As with their larger townhouse counterparts, cottages often had courtyards in the back that could be used as kitchens, gardens, and a space to do laundry and raise livestock. And both types of homes were designed for entertaining guests as much as possible.

“A mark of good Creole architecture is great entrances, fabulous stairways, beautiful parlors, sometimes two or three parlors [on the main level],” says Ernesto Caldeira, an agent with Dorian Bennett Sotheby’s International Realty in New Orleans. “Some townhouses might have three parlors across the front; it’s half the house.”



But the most recognizable features of Creole townhouses are found on the exterior. “The classic features are the big, stately columns in the front, deep gallery-style porches in the front and back,” says Rachel Solar, an agent with Martha Turner Sotheby’s International Realty-Central Houston Brokerage. “They tend to have oversize windows, lots of ornate ironwork, and indoors, tall ceilings and narrow, long floor plans and lots of natural light.”


“Stylistically what makes Creole townhouses easy to identify is that the openings on the front will be arched,” Del Sol says. “They’ll often have French doors, and the windows that are round at the top and fit into those arched openings.”

Some of these traditional elements are on display at 623 Allston Street, B, a three-bedroom home currently listed in Houston, where even in some new construction, traditional Creole design has made its way over from neighboring Louisiana.

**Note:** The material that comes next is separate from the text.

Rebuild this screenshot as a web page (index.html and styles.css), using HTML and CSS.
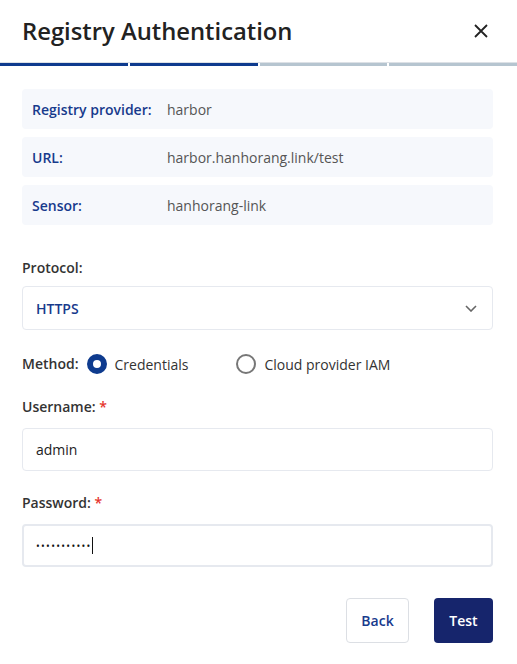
FILE: index.html
```html
<!DOCTYPE html>
<html>
<head>
<meta charset="utf-8">
<link rel="stylesheet" href="styles.css">
</head>
<body>
<div class="modal">
  <header class="header">
    <h1 class="title">Registry Authentication</h1>
    <button class="close" aria-label="Close">
      <svg width="14" height="14" viewBox="0 0 14 14"><path d="M1 1L13 13M13 1L1 13" stroke="#222" stroke-width="1.8" fill="none"/></svg>
    </button>
  </header>
  <div class="progress">
    <span class="seg done"></span><span class="seg done"></span><span class="seg"></span><span class="seg"></span>
  </div>
  <div class="body">
    <div class="info">
      <div class="info-row"><span class="info-label">Registry provider:</span><span class="info-value">harbor</span></div>
      <div class="info-row"><span class="info-label">URL:</span><span class="info-value">harbor.hanhorang.link/test</span></div>
      <div class="info-row"><span class="info-label">Sensor:</span><span class="info-value">hanhorang-link</span></div>
    </div>

    <div class="field protocol">
      <label class="label">Protocol:</label>
      <div class="select">
        <span class="select-value">HTTPS</span>
        <svg width="12" height="7" viewBox="0 0 12 7"><path d="M1 1L6 6L11 1" stroke="#666" stroke-width="1.6" fill="none"/></svg>
      </div>
    </div>

    <div class="method">
      <span class="label">Method:</span>
      <span class="radio checked"></span><span class="radio-text">Credentials</span>
      <span class="radio second"></span><span class="radio-text">Cloud provider IAM</span>
    </div>

    <div class="field user">
      <label class="label">Username: <span class="req">*</span></label>
      <div class="input">admin</div>
    </div>

    <div class="field pass">
      <label class="label">Password: <span class="req">*</span></label>
      <div class="input focus"><span class="dots">•••••••••••</span><span class="caret"></span></div>
    </div>

    <div class="actions">
      <button class="btn back">Back</button>
      <button class="btn test">Test</button>
    </div>
  </div>
</div>
</body>
</html>
```

FILE: styles.css
```css
* { box-sizing: border-box; }
html, body { margin: 0; padding: 0; background: #fff; }
body { font-family: "Open Sans", "Noto Sans", sans-serif; color: #222; width: 517px; height: 664px; overflow: hidden; }

.header { height: 62px; display: flex; align-items: center; justify-content: space-between; padding: 0 29px 0 22px; }
.title { margin: 0; font-size: 23.8px; font-weight: 600; color: #222; letter-spacing: 0; line-height: 1; padding-top: 1px; }
.close { border: 0; background: none; padding: 0; width: 14px; height: 14px; display: flex; }

.progress { display: flex; gap: 2px; border-top: 1px solid #dde1e6; height: 4px; }
.seg { flex: 1; height: 3px; background: #b6c5d0; }
.seg.done { background: #0e3b8e; }

.body { padding: 23px 24px 0 22px; }
.info { display: flex; flex-direction: column; gap: 8px; }
.info-row { height: 40px; background: #f6f8fc; border-radius: 4px; display: flex; align-items: center; padding-left: 10px; font-size: 14px; }
.info-label { width: 135px; font-weight: 600; color: #173a8c; }
.info-value { color: #555; }

.label { font-size: 14px; font-weight: 600; color: #333; line-height: 20px; display: block; }
.req { color: #e5342c; }

.protocol { margin-top: 33px; }
.select { margin-top: 8px; height: 44px; border: 1px solid #e6e9ef; border-radius: 4px; display: flex; align-items: center; justify-content: space-between; padding: 0 15px 0 13px; }
.select-value { font-size: 14px; font-weight: 600; color: #173a8c; }

.method { margin-top: 24px; display: flex; align-items: center; height: 20px; font-size: 14px; }
.method .label { margin-right: 8px; }
.radio { width: 20px; height: 20px; border-radius: 50%; border: 2px solid #777; flex: none; }
.radio.checked { border: 6px solid #0e3b8e; background: #fff; }
.radio.second { margin-left: 48px; }
.radio-text { margin-left: 8px; color: #333; }

.user { margin-top: 23px; }
.pass { margin-top: 22px; }
.input { margin-top: 11px; height: 43px; border: 1px solid #e6e9ef; border-radius: 4px; display: flex; align-items: center; padding-left: 13px; font-size: 14px; color: #222; }
.input.focus { border: 2px solid #e6e9ef; padding-left: 12px; }
.dots { font-size: 10px; letter-spacing: 1.3px; color: #111; }
.caret { width: 1px; height: 17px; background: #111; margin-left: 0; }

.actions { margin-top: 31px; display: flex; justify-content: flex-end; gap: 25px; }
.btn { height: 45px; border-radius: 4px; font-family: inherit; font-size: 14px; font-weight: 600; padding: 0; }
.back { width: 63px; background: #fff; border: 1px solid #dcdfe4; color: #173a8c; }
.test { width: 59px; background: #16256c; border: 0; color: #fff; }
```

“With us being so close to Louisiana, we’ve had a lot of people come from New Orleans, and they’ve certainly influenced our architecture,” Solar says. “There’s a particular neighborhood in Houston called The Heights—it’s one of the oldest neighborhoods—where only certain types of architecture are allowed, and Creole is definitely one of them.”


The Allston Street property “has that old world charm, even for new construction,” Solar says. “Builders in this neighborhood do a great job of striking a balance, doing a lot of rich molding, original hardwoods, and those big windows, and also having [modern updates like] functional storage and insulation.”


Historic Creole townhouses have been known to get modern updates as well, as is the case at 1040 Chartres Street in New Orleans, a townhouse that has been converted into luxury condos.


“It’s an 1820s or 1830s building, and [represents] the current state of a Federal-style Creole townhouse,” Caldeira says. “These townhouses are one of the most important versions of Creole architecture, and mainly found in the French Quarter. They were built by very socially conscious older families.”

The urge to update historic Creole homes, as well as to build new versions, is hardly a new one, and one of the biggest hallmarks of this catchall Southern style is its adaptability. In fact, some of the features that have come to be known as classic Creole or New Orleans style architecture have been added to buildings over the years, the better to align with whatever design trend was in vogue at the time.



“These buildings were being built well into the 19th century, so you had the influence of the Greek Revival movement, and people in the 1830s who wanted to be fashionable would slap some Greek Revival details onto the house,” Del Sol says. “If a house has Greek Revival columns, those could date back to certain decades when they were really popular, and if the overhangs have lacy ironwork, you could date that back as being added at some point when it was popular.”


“All the [details] you see in the French Quarter really came into fashion later on, and were kind of added to buildings that were already there,” Del Sol adds.


In addition to being endlessly adaptable, original Creole homes were built to last. “These homes were typically constructed of really heavy woods, like sinker cypress,” Del Sol says. “It’s resistant to everything—water, termites.”


“These homes have been here for 250 years, through so many hurricanes,” Del Sol says. “They’re amazingly resilient.”